The University of Florida Board of Trustees is holding an emergency meeting this Friday to deal with the unprecedented situation. According to sources on the Board, initial ideas include:

Sell It – The easiest move the Board might make is simply to sell Ohio State. However, due to the University's size, and its location in the relatively depressed real estate market of central Ohio, it may be difficult to find a willing buyer. "We are looking into this option," Machen says. "We have contacted the Solid Waste Authority of Central Ohio to see if they need more land."

Keep It – This option has several difficulties, but may be the only one if Florida is unable to get a buyer for fair market value. Primary among the difficulties is the large student body population of Ohio State. However, sources on the Board did say since OSU's student population is near Florida's 50,000, there may be a situation where Ohio State students could be lent to Florida students on a semester by semester basis as personal valets.

Florida junior Kevin Young thinks the valet idea is just swell. "Everyone should have their own pet Buckeye," said Young. "It would be like having your own personal fraternity pledge. I think the idea rocks!"

Were Florida to keep Ohio State, issues of whether to allow OSU to keep their current team name and mascot, as well as whether to allow them to continue to play in the Big Ten, would have to be resolved. Says Machen, "I think we could reach some sort agreement that would allow them to keep Brutus Buckeye and play in the Big 10. After all, what would we do – move them to the SEC? They would only get hurt. Since they are our wards now, we could never allow that."
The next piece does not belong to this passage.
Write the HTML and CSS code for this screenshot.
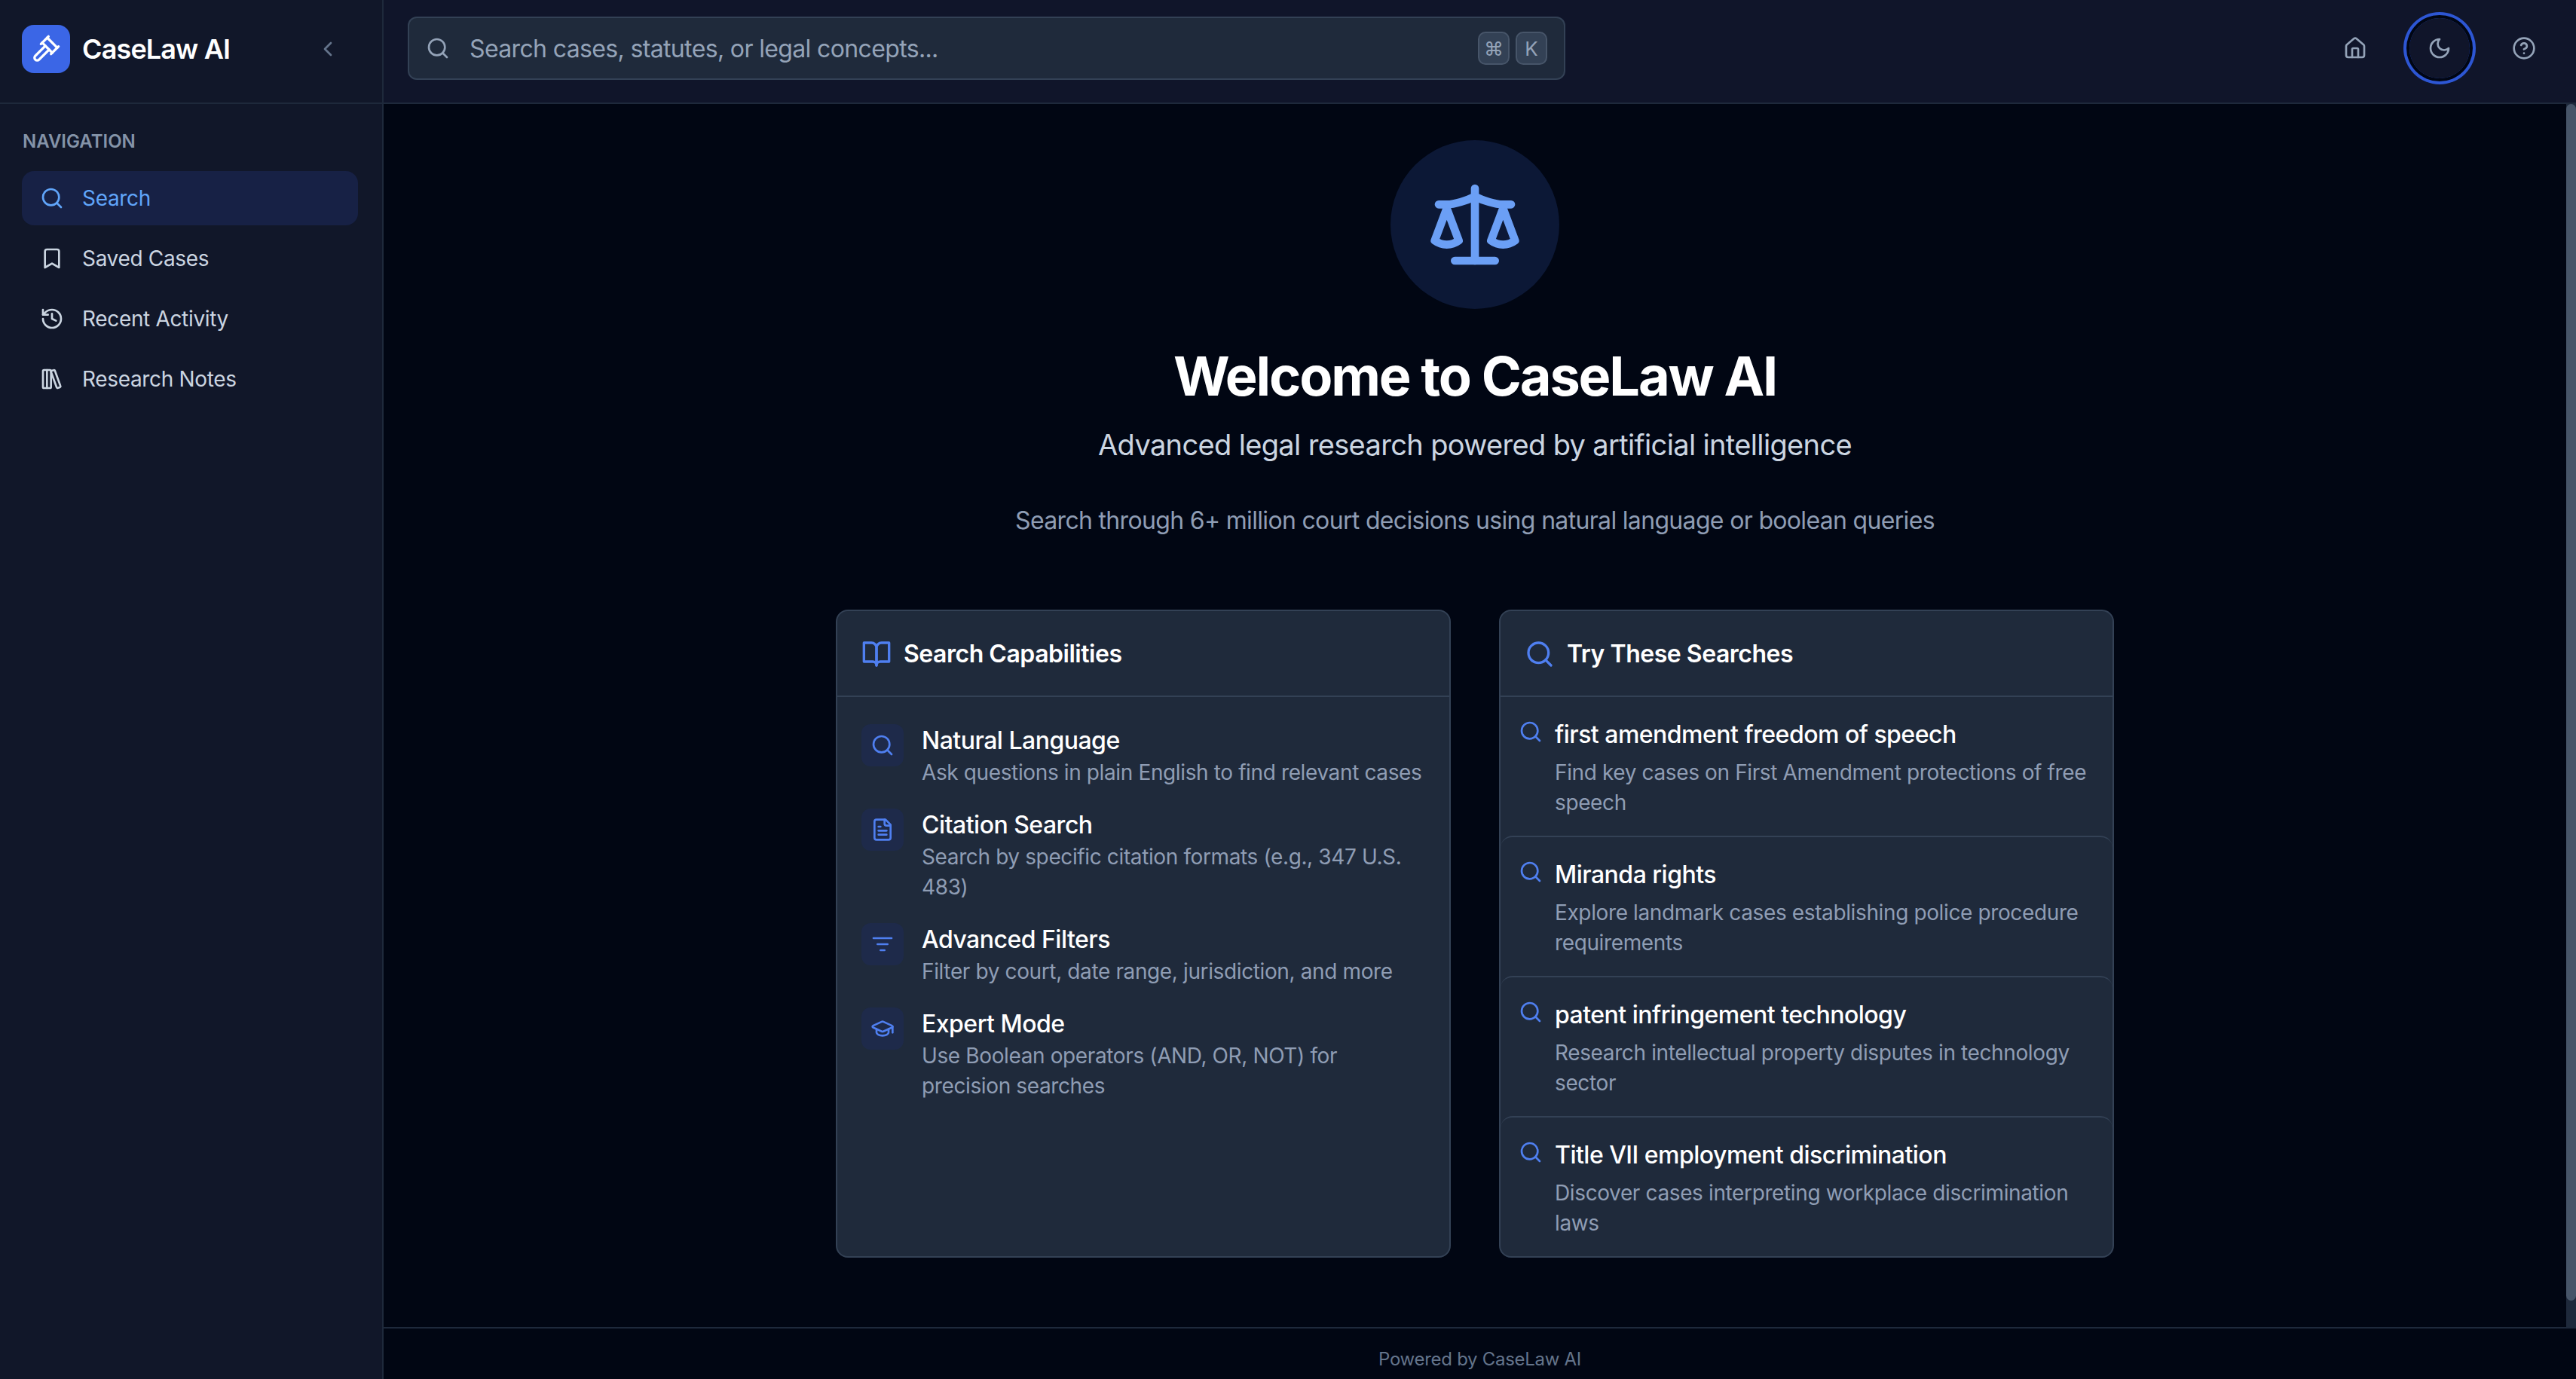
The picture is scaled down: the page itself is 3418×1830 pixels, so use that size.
FILE: index.html
```html
<!DOCTYPE html>
<html lang="en">
<head>
  <meta charset="utf-8">
  <title>CaseLaw AI</title>
  <link rel="stylesheet" href="styles.css">
</head>
<body>
<svg class="sprite" width="0" height="0">
  <symbol id="i-search" viewBox="0 0 24 24"><path d="m21 21-4.3-4.3"/><circle cx="11" cy="11" r="8"/></symbol>
</svg>

<aside class="sidebar">
  <div class="brand">
    <div class="logo">
      <svg class="icon icon-40" viewBox="0 0 24 24"><path d="m14.5 12.5-8 8a2.119 2.119 0 1 1-3-3l8-8"/><path d="m16 16 6-6"/><path d="m8 8 6-6"/><path d="m9 7 8 8"/><path d="m21 11-8-8"/></svg>
    </div>
    <span class="brand-name">CaseLaw AI</span>
    <svg class="icon icon-32 collapse" viewBox="0 0 24 24"><path d="m15 18-6-6 6-6"/></svg>
  </div>
  <nav class="nav">
    <div class="nav-label">NAVIGATION</div>
    <a class="nav-item active"><svg class="icon icon-32"><use href="#i-search"/></svg>Search</a>
    <a class="nav-item"><svg class="icon icon-32" viewBox="0 0 24 24"><path d="m19 21-7-4-7 4V5a2 2 0 0 1 2-2h10a2 2 0 0 1 2 2v16z"/></svg>Saved Cases</a>
    <a class="nav-item"><svg class="icon icon-32" viewBox="0 0 24 24"><path d="M3 12a9 9 0 1 0 9-9 9.75 9.75 0 0 0-6.74 2.74L3 8"/><path d="M3 3v5h5"/><path d="M12 7v5l4 2"/></svg>Recent Activity</a>
    <a class="nav-item"><svg class="icon icon-32" viewBox="0 0 24 24"><rect width="8" height="18" x="3" y="3" rx="1"/><path d="M7 3v18"/><path d="M20.4 18.9c.2.5-.1 1.1-.6 1.3l-1.9.7c-.5.2-1.1-.1-1.3-.6L11.1 5.1c-.2-.5.1-1.1.6-1.3l1.9-.7c.5-.2 1.1.1 1.3.6Z"/></svg>Research Notes</a>
  </nav>
</aside>

<div class="page">
  <header class="topbar">
    <div class="searchbar">
      <svg class="icon icon-32"><use href="#i-search"/></svg>
      <span class="placeholder">Search cases, statutes, or legal concepts...</span>
      <span class="keys"><kbd>⌘</kbd><kbd>K</kbd></span>
    </div>
    <div class="top-actions">
      <button class="round-btn"><svg class="icon icon-32" viewBox="0 0 24 24"><path d="M15 21v-8a1 1 0 0 0-1-1h-4a1 1 0 0 0-1 1v8"/><path d="M3 10a2 2 0 0 1 .709-1.528l7-5.999a2 2 0 0 1 2.582 0l7 5.999A2 2 0 0 1 21 10v9a2 2 0 0 1-2 2H5a2 2 0 0 1-2-2z"/></svg></button>
      <button class="round-btn focused"><svg class="icon icon-32" viewBox="0 0 24 24"><path d="M12 3a6 6 0 0 0 9 9 9 9 0 1 1-9-9Z"/></svg></button>
      <button class="round-btn"><svg class="icon icon-32" viewBox="0 0 24 24"><circle cx="12" cy="12" r="10"/><path d="M9.09 9a3 3 0 0 1 5.83 1c0 2-3 3-3 3"/><path d="M12 17h.01"/></svg></button>
    </div>
  </header>

  <div class="content">
    <main class="main">
      <section class="hero">
        <div class="hero-badge">
          <svg class="icon icon-128" viewBox="0 0 24 24"><path d="m16 16 3-8 3 8c-.87.65-1.92 1-3 1s-2.13-.35-3-1Z"/><path d="m2 16 3-8 3 8c-.87.65-1.92 1-3 1s-2.13-.35-3-1Z"/><path d="M7 21h10"/><path d="M12 3v18"/><path d="M3 7h2c2 0 5-1 7-2 2 1 5 2 7 2h2"/></svg>
        </div>
        <h1>Welcome to CaseLaw AI</h1>
        <p class="lead">Advanced legal research powered by artificial intelligence</p>
        <p class="sublead">Search through 6+ million court decisions using natural language or boolean queries</p>
      </section>

      <section class="cards">
        <div class="card">
          <div class="card-head">
            <svg class="icon icon-40" viewBox="0 0 24 24"><path d="M2 3h6a4 4 0 0 1 4 4v14a3 3 0 0 0-3-3H2z"/><path d="M22 3h-6a4 4 0 0 0-4 4v14a3 3 0 0 1 3-3h7z"/></svg>
            <h3>Search Capabilities</h3>
          </div>
          <div class="features">
            <div class="feature">
              <div class="feature-icon"><svg class="icon icon-32"><use href="#i-search"/></svg></div>
              <div>
                <div class="item-title">Natural Language</div>
                <div class="item-desc">Ask questions in plain English to find relevant cases</div>
              </div>
            </div>
            <div class="feature">
              <div class="feature-icon"><svg class="icon icon-32" viewBox="0 0 24 24"><path d="M15 2H6a2 2 0 0 0-2 2v16a2 2 0 0 0 2 2h12a2 2 0 0 0 2-2V7Z"/><path d="M14 2v4a2 2 0 0 0 2 2h4"/><path d="M10 9H8"/><path d="M16 13H8"/><path d="M16 17H8"/></svg></div>
              <div>
                <div class="item-title">Citation Search</div>
                <div class="item-desc">Search by specific citation formats (e.g., 347 U.S. 483)</div>
              </div>
            </div>
            <div class="feature">
              <div class="feature-icon"><svg class="icon icon-32" viewBox="0 0 24 24"><path d="M3 6h18"/><path d="M7 12h10"/><path d="M10 18h4"/></svg></div>
              <div>
                <div class="item-title">Advanced Filters</div>
                <div class="item-desc">Filter by court, date range, jurisdiction, and more</div>
              </div>
            </div>
            <div class="feature">
              <div class="feature-icon"><svg class="icon icon-32" viewBox="0 0 24 24"><path d="M21.42 10.922a1 1 0 0 0-.019-1.838L12.83 5.18a2 2 0 0 0-1.66 0L2.6 9.08a1 1 0 0 0 0 1.832l8.57 3.908a2 2 0 0 0 1.66 0z"/><path d="M22 10v6"/><path d="M6 12.5V16a6 3 0 0 0 12 0v-3.5"/></svg></div>
              <div>
                <div class="item-title">Expert Mode</div>
                <div class="item-desc">Use Boolean operators (AND, OR, NOT) for precision searches</div>
              </div>
            </div>
          </div>
        </div>

        <div class="card">
          <div class="card-head">
            <svg class="icon icon-40"><use href="#i-search"/></svg>
            <h3>Try These Searches</h3>
          </div>
          <div class="example">
            <svg class="icon icon-32"><use href="#i-search"/></svg>
            <div>
              <div class="item-title">first amendment freedom of speech</div>
              <div class="item-desc">Find key cases on First Amendment protections of free speech</div>
            </div>
          </div>
          <div class="example">
            <svg class="icon icon-32"><use href="#i-search"/></svg>
            <div>
              <div class="item-title">Miranda rights</div>
              <div class="item-desc">Explore landmark cases establishing police procedure requirements</div>
            </div>
          </div>
          <div class="example">
            <svg class="icon icon-32"><use href="#i-search"/></svg>
            <div>
              <div class="item-title">patent infringement technology</div>
              <div class="item-desc">Research intellectual property disputes in technology sector</div>
            </div>
          </div>
          <div class="example">
            <svg class="icon icon-32"><use href="#i-search"/></svg>
            <div>
              <div class="item-title">Title VII employment discrimination</div>
              <div class="item-desc">Discover cases interpreting workplace discrimination laws</div>
            </div>
          </div>
        </div>
      </section>
    </main>
    <div class="scroll-rail"><div class="scroll-thumb"></div></div>
  </div>

  <footer class="footer">Powered by CaseLaw AI</footer>
</div>
</body>
</html>
```

FILE: styles.css
```css
* {
  box-sizing: border-box;
}
html, body {
  height: 100%;
}
body {
  margin: 0;
  display: flex;
  overflow: hidden;
  background: #010613;
  color: #fff;
  font-family: Inter, "Noto Sans", sans-serif;
}
.sprite {
  position: absolute;
}

/* icons */
.icon {
  flex: none;
  display: block;
  fill: none;
  stroke: currentColor;
  stroke-width: 2;
  stroke-linecap: round;
  stroke-linejoin: round;
}
.icon-32 { width: 32px; height: 32px; }
.icon-40 { width: 40px; height: 40px; }
.icon-128 { width: 128px; height: 128px; }

/* sidebar */
.sidebar {
  flex: none;
  width: 509px;
  background: #111729;
  border-right: 2px solid #1e293b;
}
.brand {
  height: 138px;
  display: flex;
  align-items: center;
  padding: 0 0 6px 29px;
  border-bottom: 2px solid #1e293b;
}
.logo {
  width: 64px;
  height: 64px;
  border-radius: 16px;
  background: #3b66e6;
  display: flex;
  align-items: center;
  justify-content: center;
}
.brand-name {
  margin-left: 16px;
  font-size: 36px;
  font-weight: 600;
  letter-spacing: -0.024em;
}
.collapse {
  margin-left: auto;
  margin-right: 56px;
  color: #64748b;
}
.nav {
  padding: 32px 32px 0 29px;
}
.nav-label {
  font-size: 24px;
  line-height: 36px;
  font-weight: 600;
  color: #8493a8;
  margin-bottom: 21px;
  padding-left: 1px;
}
.nav-item {
  height: 72px;
  margin-bottom: 8px;
  padding-left: 24px;
  display: flex;
  align-items: center;
  gap: 24px;
  border-radius: 16px;
  font-size: 28px;
  letter-spacing: -0.012em;
  color: #cbd5e1;
}
.nav-item.active {
  background: #172145;
  color: #60a5fa;
}

/* top bar */
.page {
  flex: 1;
  min-width: 0;
  display: flex;
  flex-direction: column;
}
.topbar {
  flex: none;
  height: 138px;
  display: flex;
  align-items: center;
  justify-content: space-between;
  padding: 0 29px 8px 32px;
  background: #10152a;
  border-bottom: 2px solid #1e293b;
}
.searchbar {
  width: 1536px;
  height: 84px;
  display: flex;
  align-items: center;
  gap: 26px;
  padding: 0 22px;
  background: #1f2a3b;
  border: 2px solid #334155;
  border-radius: 12px;
  color: #94a3b8;
}
.placeholder {
  font-size: 32px;
  letter-spacing: -0.02em;
}
.keys {
  margin-left: auto;
  display: flex;
  gap: 8px;
}
kbd {
  width: 42px;
  height: 44px;
  display: flex;
  align-items: center;
  justify-content: center;
  background: #334155;
  border: 2px solid #475569;
  border-radius: 10px;
  font-family: Inter, "DejaVu Sans", sans-serif;
  font-size: 26px;
  color: #94a3b8;
}
.top-actions {
  display: flex;
  gap: 32px;
}
.round-btn {
  width: 80px;
  height: 80px;
  padding: 0;
  border: 0;
  border-radius: 50%;
  background: transparent;
  color: #94a3b8;
  display: flex;
  align-items: center;
  justify-content: center;
}
.round-btn.focused {
  box-shadow: 0 0 0 4px #010613, 0 0 0 8px #2d56d3;
}

/* main */
.content {
  flex: 1;
  min-height: 0;
  display: flex;
}
.main {
  flex: 1;
  min-width: 0;
  overflow: hidden;
  padding: 48px 48px 0;
}
.scroll-rail {
  flex: none;
  width: 13px;
  background: #1e293b;
}
.scroll-thumb {
  height: 1588px;
  background: #475569;
  border-radius: 8px;
}
.hero {
  text-align: center;
  margin-bottom: 94px;
}
.hero-badge {
  width: 224px;
  height: 224px;
  margin: 0 auto 49px;
  border-radius: 50%;
  background: #0c1836;
  color: #6b9ff5;
  display: flex;
  align-items: center;
  justify-content: center;
}
.hero h1 {
  margin: 0 0 23px;
  font-size: 72px;
  line-height: 80px;
  font-weight: 700;
  letter-spacing: -0.03em;
}
.lead {
  margin: 0 0 49px;
  font-size: 38px;
  line-height: 56px;
  letter-spacing: -0.017em;
  color: #cbd5e1;
}
.sublead {
  margin: 0 0 1px;
  font-size: 32px;
  line-height: 48px;
  letter-spacing: -0.021em;
  color: #8f9db4;
}

/* cards */
.cards {
  max-width: 1696px;
  margin: 0 auto;
  display: grid;
  grid-template-columns: 1fr 1fr;
  gap: 64px;
}
.card {
  background: #1f2a3b;
  border: 2px solid #334155;
  border-radius: 16px;
}
.card-head {
  height: 114px;
  padding: 2px 32px 0;
  display: flex;
  align-items: center;
  gap: 16px;
  border-bottom: 2px solid #334155;
  color: #4f7ff0;
}
.card-head h3 {
  margin: 0;
  font-size: 32px;
  line-height: 48px;
  font-weight: 600;
  letter-spacing: -0.015em;
  color: #fff;
}
.features {
  padding: 32px;
  display: flex;
  flex-direction: column;
  gap: 24px;
}
.feature {
  display: flex;
  align-items: flex-start;
  gap: 24px;
}
.feature-icon {
  flex: none;
  width: 56px;
  height: 56px;
  margin-top: 4px;
  border-radius: 12px;
  background: #1e2a4a;
  color: #4f7ff0;
  display: flex;
  align-items: center;
  justify-content: center;
}
.item-title {
  padding-top: 2px;
  margin-bottom: -2px;
  font-size: 32px;
  line-height: 48px;
  font-weight: 500;
  letter-spacing: -0.016em;
  color: #fff;
}
.item-desc {
  font-size: 28px;
  line-height: 40px;
  letter-spacing: -0.0135em;
  color: #8f9db4;
}
.example {
  padding: 24px;
  display: flex;
  align-items: flex-start;
  gap: 16px;
  border-top: 2px solid #334155;
  border-radius: 16px;
  color: #4f7ff0;
}
.card-head + .example {
  border-top: 0;
}
.example .icon {
  margin-top: 6px;
}
.example .item-desc {
  margin-top: 8px;
}

/* footer */
.footer {
  flex: none;
  height: 69px;
  padding-top: 14px;
  display: flex;
  align-items: center;
  justify-content: center;
  border-top: 2px solid #1e293b;
  font-size: 24px;
  letter-spacing: -0.012em;
  color: #64748b;
}
```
The prospect also exists that Florida would have dissolve Ohio State athletics. In that case, the issue of what to do with the student athletes is uncertain. Florida football coach Urban Meyer, when approached with the prospect of having to absorb Ohio State's football team, paused for a moment and said, "I suppose they could be a scout team for our scout team. They really aren't fast enough for anything else."

Finally, there is one other idea University officials have floated, and that is simply to donate Ohio State to charity. "As I understand it, thousands of Hurricane Katrina refuges are still displaced. We could give OSU to the Katrina Relief Fund, and allow people to relocate there," Machen said. "That could be the win-win situation everyone is looking for."